Une filière bois à revoir
Concernant les matériaux biosourcés, comme le bois, « il y a un sujet sur la filière pour qu'elle soit plus locale. La terre, elle, provient des millions de tonnes de gravats du chantier du Grand Paris Express » précise Jacques Baudrier. Nicolas Prudhomme regrette que le bois français soit difficile à trouver : « malheureusement, on assiste à des allers-retours vers l'Autriche ou la Pologne. Le bois est souvent produit en France mais transformé ailleurs. Il faudrait pouvoir travailler sur des bilans carbones globaux.
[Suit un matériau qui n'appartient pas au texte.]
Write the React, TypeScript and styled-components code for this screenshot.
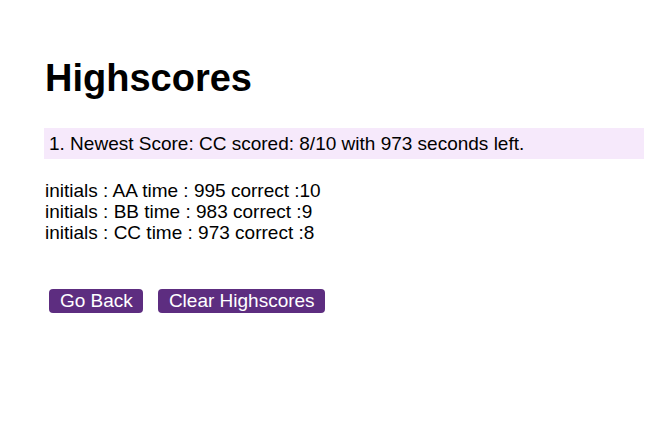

Une logique de traçabilité sur les matériaux de construction est nécessaire ». Maud Courbet remarque que la géolocalisation peut aussi permettre de réutiliser les matériaux et réclame « une base de données par ville ou région pour leur redonner une nouvelle vie ». Marc Verrechia rappelle que la pierre de taille peut être utilisée « sur n'importe qu'elle type de façade, pas seulement haussmannienne ».
Pour doper l'utilisation de ces matériaux bio et géosourcés, les intervenants ont leurs idées de solutions. Jacques Baudrier réclame des mesures fiscales comme une TVA à 5,5% pour ces matériaux et un taux plus élevé sur le béton. Nicolas Prudhomme veut « rassurer le maître d'ouvrage sur l'industrialisation et la certification de ces nouvelles filières ». Marc Verrechia est favorable à un label géosourcé de la pierre de taille et Maud Coubet engage à prendre le temps pour « réconcilier tradition et modernité, densité et naturalité pour injecter de manière poétique du bon sens dans notre architecture afin de créer des lieux où il fera bon vivre ».